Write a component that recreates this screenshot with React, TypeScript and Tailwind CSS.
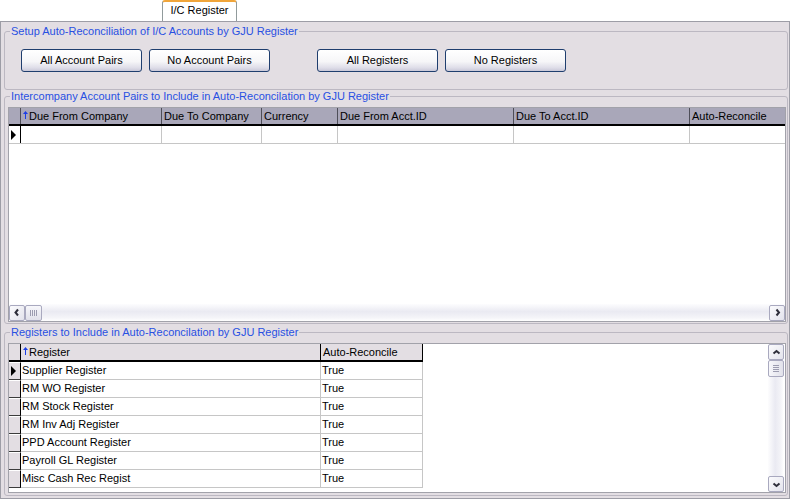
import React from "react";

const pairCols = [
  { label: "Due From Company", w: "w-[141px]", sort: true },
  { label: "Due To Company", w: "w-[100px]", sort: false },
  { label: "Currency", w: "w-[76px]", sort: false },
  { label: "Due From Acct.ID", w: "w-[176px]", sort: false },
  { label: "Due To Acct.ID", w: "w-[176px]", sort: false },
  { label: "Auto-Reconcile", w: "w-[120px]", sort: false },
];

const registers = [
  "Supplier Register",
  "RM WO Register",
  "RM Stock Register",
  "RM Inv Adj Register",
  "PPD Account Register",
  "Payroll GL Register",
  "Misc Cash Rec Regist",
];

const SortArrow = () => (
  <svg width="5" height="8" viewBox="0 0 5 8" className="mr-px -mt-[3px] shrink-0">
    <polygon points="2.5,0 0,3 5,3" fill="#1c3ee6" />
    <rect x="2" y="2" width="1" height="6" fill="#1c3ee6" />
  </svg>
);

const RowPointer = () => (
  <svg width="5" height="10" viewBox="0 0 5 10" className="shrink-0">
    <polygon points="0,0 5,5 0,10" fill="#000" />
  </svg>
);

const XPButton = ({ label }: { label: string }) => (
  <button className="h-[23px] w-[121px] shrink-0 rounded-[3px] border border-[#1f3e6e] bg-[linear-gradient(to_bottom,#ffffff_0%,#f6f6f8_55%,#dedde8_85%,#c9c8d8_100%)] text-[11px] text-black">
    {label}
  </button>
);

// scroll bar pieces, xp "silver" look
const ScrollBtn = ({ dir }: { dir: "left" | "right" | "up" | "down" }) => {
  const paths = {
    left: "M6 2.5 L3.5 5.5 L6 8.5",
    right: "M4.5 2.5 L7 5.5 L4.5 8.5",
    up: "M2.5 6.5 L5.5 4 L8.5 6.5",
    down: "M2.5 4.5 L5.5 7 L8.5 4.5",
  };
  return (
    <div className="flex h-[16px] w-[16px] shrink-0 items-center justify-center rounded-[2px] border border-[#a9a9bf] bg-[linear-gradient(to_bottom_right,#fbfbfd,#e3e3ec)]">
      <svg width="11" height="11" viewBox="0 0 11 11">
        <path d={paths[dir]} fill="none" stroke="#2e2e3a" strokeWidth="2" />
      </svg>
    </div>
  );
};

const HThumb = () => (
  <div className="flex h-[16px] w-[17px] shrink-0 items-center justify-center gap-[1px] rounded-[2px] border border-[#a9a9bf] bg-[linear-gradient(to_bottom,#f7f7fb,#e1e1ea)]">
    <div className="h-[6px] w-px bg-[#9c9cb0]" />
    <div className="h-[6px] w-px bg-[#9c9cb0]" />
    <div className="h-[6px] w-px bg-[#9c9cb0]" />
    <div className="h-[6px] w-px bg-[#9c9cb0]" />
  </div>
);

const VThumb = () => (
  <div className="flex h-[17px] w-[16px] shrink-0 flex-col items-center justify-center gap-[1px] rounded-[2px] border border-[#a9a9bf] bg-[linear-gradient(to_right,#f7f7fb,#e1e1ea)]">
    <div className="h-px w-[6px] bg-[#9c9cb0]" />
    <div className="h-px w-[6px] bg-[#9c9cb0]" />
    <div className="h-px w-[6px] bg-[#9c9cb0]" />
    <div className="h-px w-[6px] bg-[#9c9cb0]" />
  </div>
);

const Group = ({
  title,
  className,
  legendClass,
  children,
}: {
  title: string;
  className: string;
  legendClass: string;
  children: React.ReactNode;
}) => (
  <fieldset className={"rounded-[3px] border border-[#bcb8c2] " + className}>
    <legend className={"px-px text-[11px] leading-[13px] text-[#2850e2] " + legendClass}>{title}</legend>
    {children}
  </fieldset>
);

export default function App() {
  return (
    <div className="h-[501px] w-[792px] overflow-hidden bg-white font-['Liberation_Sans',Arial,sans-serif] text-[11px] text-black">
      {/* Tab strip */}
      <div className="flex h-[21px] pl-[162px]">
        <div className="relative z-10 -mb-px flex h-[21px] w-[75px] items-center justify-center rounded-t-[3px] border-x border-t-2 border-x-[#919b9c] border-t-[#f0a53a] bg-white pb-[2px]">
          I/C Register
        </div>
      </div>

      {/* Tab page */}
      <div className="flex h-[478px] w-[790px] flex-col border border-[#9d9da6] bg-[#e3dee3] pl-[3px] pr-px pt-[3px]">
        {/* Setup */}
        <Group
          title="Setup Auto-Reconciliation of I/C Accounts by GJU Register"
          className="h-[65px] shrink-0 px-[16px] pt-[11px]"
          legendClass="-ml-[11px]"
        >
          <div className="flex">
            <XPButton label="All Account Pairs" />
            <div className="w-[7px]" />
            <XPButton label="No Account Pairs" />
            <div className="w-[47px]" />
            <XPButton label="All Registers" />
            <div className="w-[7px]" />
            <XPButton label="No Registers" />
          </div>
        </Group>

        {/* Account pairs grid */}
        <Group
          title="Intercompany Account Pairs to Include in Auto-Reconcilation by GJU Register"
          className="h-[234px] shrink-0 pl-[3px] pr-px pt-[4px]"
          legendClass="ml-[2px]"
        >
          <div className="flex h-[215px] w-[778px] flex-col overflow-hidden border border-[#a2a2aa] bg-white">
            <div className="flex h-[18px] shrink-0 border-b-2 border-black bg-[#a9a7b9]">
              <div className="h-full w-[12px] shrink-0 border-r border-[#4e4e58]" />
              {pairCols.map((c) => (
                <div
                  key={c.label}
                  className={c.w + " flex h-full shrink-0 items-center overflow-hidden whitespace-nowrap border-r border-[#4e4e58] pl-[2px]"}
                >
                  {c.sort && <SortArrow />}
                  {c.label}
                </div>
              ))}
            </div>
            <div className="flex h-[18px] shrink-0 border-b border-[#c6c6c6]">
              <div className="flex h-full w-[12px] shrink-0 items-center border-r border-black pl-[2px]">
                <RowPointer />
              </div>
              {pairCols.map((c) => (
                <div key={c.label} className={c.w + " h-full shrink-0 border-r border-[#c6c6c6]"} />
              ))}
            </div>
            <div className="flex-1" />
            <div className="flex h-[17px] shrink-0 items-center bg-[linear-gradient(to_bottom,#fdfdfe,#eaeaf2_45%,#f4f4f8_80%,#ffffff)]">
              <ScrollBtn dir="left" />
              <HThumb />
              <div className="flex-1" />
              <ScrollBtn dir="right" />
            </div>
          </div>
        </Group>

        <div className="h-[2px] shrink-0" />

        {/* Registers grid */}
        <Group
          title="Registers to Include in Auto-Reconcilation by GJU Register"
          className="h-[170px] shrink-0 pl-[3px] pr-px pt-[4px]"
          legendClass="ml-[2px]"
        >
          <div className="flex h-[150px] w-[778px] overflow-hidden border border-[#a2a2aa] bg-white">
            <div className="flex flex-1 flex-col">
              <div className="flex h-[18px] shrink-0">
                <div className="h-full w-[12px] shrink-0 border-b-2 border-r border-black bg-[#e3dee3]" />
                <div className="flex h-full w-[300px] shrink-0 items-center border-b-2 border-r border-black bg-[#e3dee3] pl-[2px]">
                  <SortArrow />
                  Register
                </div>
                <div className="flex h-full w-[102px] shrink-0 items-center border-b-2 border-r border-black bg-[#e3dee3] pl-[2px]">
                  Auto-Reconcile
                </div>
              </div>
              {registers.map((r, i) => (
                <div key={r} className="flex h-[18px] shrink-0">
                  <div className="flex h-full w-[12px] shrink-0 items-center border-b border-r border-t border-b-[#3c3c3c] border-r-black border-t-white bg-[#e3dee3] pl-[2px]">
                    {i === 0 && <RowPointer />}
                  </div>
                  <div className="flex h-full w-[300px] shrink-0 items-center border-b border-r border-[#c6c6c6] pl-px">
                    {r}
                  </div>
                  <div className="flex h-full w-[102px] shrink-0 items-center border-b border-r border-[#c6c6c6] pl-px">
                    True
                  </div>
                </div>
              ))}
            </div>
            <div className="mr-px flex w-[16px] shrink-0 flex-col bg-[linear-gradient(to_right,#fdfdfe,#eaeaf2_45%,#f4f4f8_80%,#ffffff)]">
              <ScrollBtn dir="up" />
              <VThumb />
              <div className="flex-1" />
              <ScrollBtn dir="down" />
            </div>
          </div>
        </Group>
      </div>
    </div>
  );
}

◆ ◆ ◆

Repeat only what lies between the start of the data and the end of the line containing "import React from", exactly, with pictures left out.

▸ **Answer in full**:
Write a component that recreates this screenshot with React, TypeScript and Tailwind CSS.
import React from "react";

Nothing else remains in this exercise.